This loop was a lot of fun. I started off in MSR snowshoes so as to not ding up the beautifully groomed ski trail that is lower Livermore Road… and because I’d rather wear them than carry them. Once I turned on to the South fork of the Mt. Tripyramid Loop, there was 4-6” of new snow over somebody’s older bareboot prints but no real postholing. I did what I could to smooth out the base. Once on the South Slide, I switched to full crampons for the steeps. Oddly, there seemed to be very little ice under the new snow. That made me very happy. I picked my way up carefully, mostly staying to the left as opposed to going right up the middle. Views were fantastic, and for much of the way I followed descending fox prints which was pretty cool - was trying to imagine seeing a fox going down the South Slide.
Once on South Peak, there was a beaten out track with 4-6” of new snow on top. I switched back to snowshoes. On Middle Peak the track was a very firmly packed down super highway all the way to the Scaur Ridge Trail junction. There were a couple of icy sections to navigate.
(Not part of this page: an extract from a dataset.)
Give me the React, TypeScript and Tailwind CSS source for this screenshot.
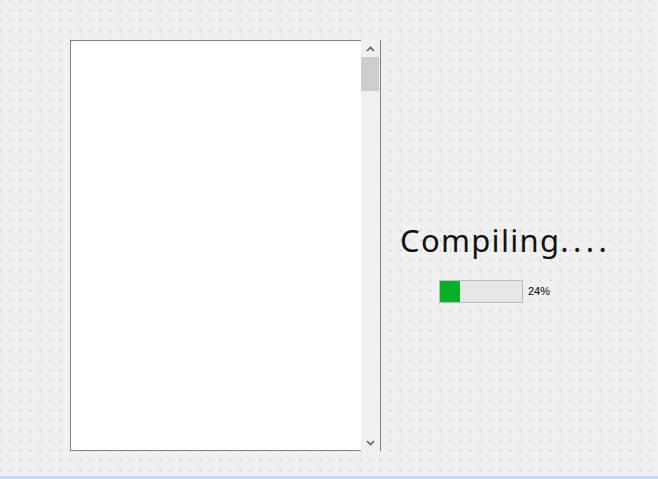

Scaur Ridge Trail - yippee ki yi yippee yay - was completely unbroken. Although there was about 6-8” of sinkage, the descent was still fast and, aaaah… dreamy-cushy on snowshoes. (Take that, Pine Bend Brook Trail.)
From SRT, there are some wicked impressive views of the North Slide this time of year as there are no leaves to block the view. It looked pretty freaking scary. All too soon it was back on Livermore Road. On the way out, I met about 10 skiers who were all very friendly; I made sure to stay to the far edge of the groomed trail.
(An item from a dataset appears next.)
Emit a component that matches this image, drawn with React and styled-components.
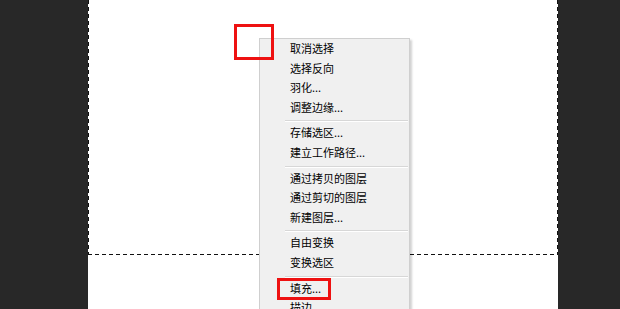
import styled, { createGlobalStyle } from "styled-components";

const GlobalStyle = createGlobalStyle`
  html, body {
    margin: 0;
    padding: 0;
    background: #282828;
    overflow: hidden;
  }
  #root {
    width: 620px;
    height: 309px;
  }
`;

const menuGroups = [
  ["取消选择", "选择反向", "羽化...", "调整边缘..."],
  ["存储选区...", "建立工作路径..."],
  ["通过拷贝的图层", "通过剪切的图层", "新建图层..."],
  ["自由变换", "变换选区"],
  ["填充...", "描边..."],
];

const App = () => (
  <>
    <GlobalStyle />
    <Workspace>
      <Canvas>
        <Selection />
      </Canvas>

      <ContextMenu>
        {menuGroups.map((group, gi) => (
          <Group key={gi}>
            {gi > 0 && <Separator />}
            {group.map((label) => (
              <MenuItem key={label}>{label}</MenuItem>
            ))}
          </Group>
        ))}
      </ContextMenu>

      {/* annotation boxes over the screenshot */}
      <Marker $left={234} $top={24} $width={40} $height={36} />
      <Marker $left={277} $top={278} $width={54} $height={22} />
    </Workspace>
  </>
);

export default App;

const Workspace = styled.div`
  position: relative;
  width: 620px;
  height: 309px;
  display: grid;
  grid-template-columns: 88px 470px 62px;
  background: #282828;
  overflow: hidden;
`;

const Canvas = styled.div`
  grid-column: 2;
  background: #ffffff;
  display: flex;
  flex-direction: column;
`;

const Selection = styled.div`
  height: 255px;
  box-sizing: border-box;
  background:
    repeating-linear-gradient(90deg, #111 0 4px, transparent 4px 7px) left bottom / 100% 1px no-repeat,
    repeating-linear-gradient(180deg, #111 0 4px, transparent 4px 7px) left top / 1px 100% no-repeat,
    repeating-linear-gradient(180deg, #111 0 4px, transparent 4px 7px) right top / 1px 100% no-repeat;
`;

const ContextMenu = styled.ul`
  position: absolute;
  left: 259px;
  top: 38px;
  width: 151px;
  margin: 0;
  padding: 0;
  list-style: none;
  box-sizing: border-box;
  background: #f0f0f0;
  border: 1px solid #cfcfcf;
  box-shadow: 2px 2px 2px rgba(0, 0, 0, 0.18);
  font-family: "Noto Sans CJK SC", "Noto Sans", sans-serif;
  font-size: 11px;
  color: #000;
`;

const Group = styled.li`
  display: flex;
  flex-direction: column;
`;

const Separator = styled.div`
  height: 0;
  margin: 3px 1px 1px 25px;
  border-top: 1px solid #d7d7d7;
  border-bottom: 1px solid #ffffff;
`;

const MenuItem = styled.div`
  height: 19.6px;
  line-height: 19.6px;
  padding-left: 30px;
  white-space: nowrap;
`;

const Marker = styled.div`
  position: absolute;
  left: ${(p) => p.$left}px;
  top: ${(p) => p.$top}px;
  width: ${(p) => p.$width}px;
  height: ${(p) => p.$height}px;
  box-sizing: border-box;
  border: 3px solid #ee1111;
`;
Moosilauke via Benton Trail - 2/01/14
Route: Tunnel Brook Road, Benton Trail, Beaver Brook Trail
Equipment: Snowshoes, Microspikes
Conditions: 2-4” snow on Tunnel Brook Road and lower Benton Trail progressing to up to a foot of trail breaking higher up. Some hidden ice.
The Benton was another lightly used winter route on my to-do list. Stars were aligned, as a good friend Lloyd also had it in his sights. We were able to drive to the (new, post-Irene) summer trailhead on Tunnel Brook Road about 1 ½ miles in from Route 112, so this hike turned out to be only a little over 10 miles. Tunnel Brook Road had some impressive washouts. Can see why the feds don’t want to spend any $$$ fixing this particular road.
Once on the Benton Trail, the stream crossing 0.2 miles in was frozen over completely and easily crossed. We barebooted until about 2800 feet (?) at which point snowshoes proved to be the most efficient mode of travel. This trail is nicely graded and perfect for snowshoeing. Much to our delight, the trail was completely un-traveled and unbroken. Some serious trail breaking was had for a solid mile before meeting the highly traveled Beaver Brook Trail. There was just enough snow on the summit area that we opted to keep our snowshoes on. Wonderful and far reaching views today, the wind just a tad chilly.
We returned via the same route, switching to Microspikes for the downhill icy sections. We saw zero people until the summit area and zero people after the summit area but about 15 people on/near the summit and a couple of exhausted looking dogs.
This is a great route that I would highly recommend for a change of pace over the usual routes.
Wildcats E,D,C,B,A,B,C,D - 1/30/14
Route: Lost Pond Trail, Wildcat Ridge Trail, Polecat
Equipment: Crampons, Ice axe, Snowshoes, Poles, Sunscreen & Sunglasses
Parked at Pinkham. Lost Pond Trail/AT was barebooted by many, including me. Lost Pond looks to have excellent ice skating right now.
Wildcat Ridge Trail/AT to D Peak had a few inches of snow over ice and is extremely steep. I followed a couple of sets of cramponed boot prints that looked only a day old. Wore full crampons and used my ice axe with frequency. Would not attempt this section with anything less than full crampons right now. There are quite a few rather steep, exposed ledges that require extreme care. The one particular section that I consider the crux of this route is about ½ mile up - a narrow, downsloping, icy ledge with a pretty good dropoff to the left and not much to hang onto to the right. Would not recommend this route to those with poor balance or dislike of exposed areas.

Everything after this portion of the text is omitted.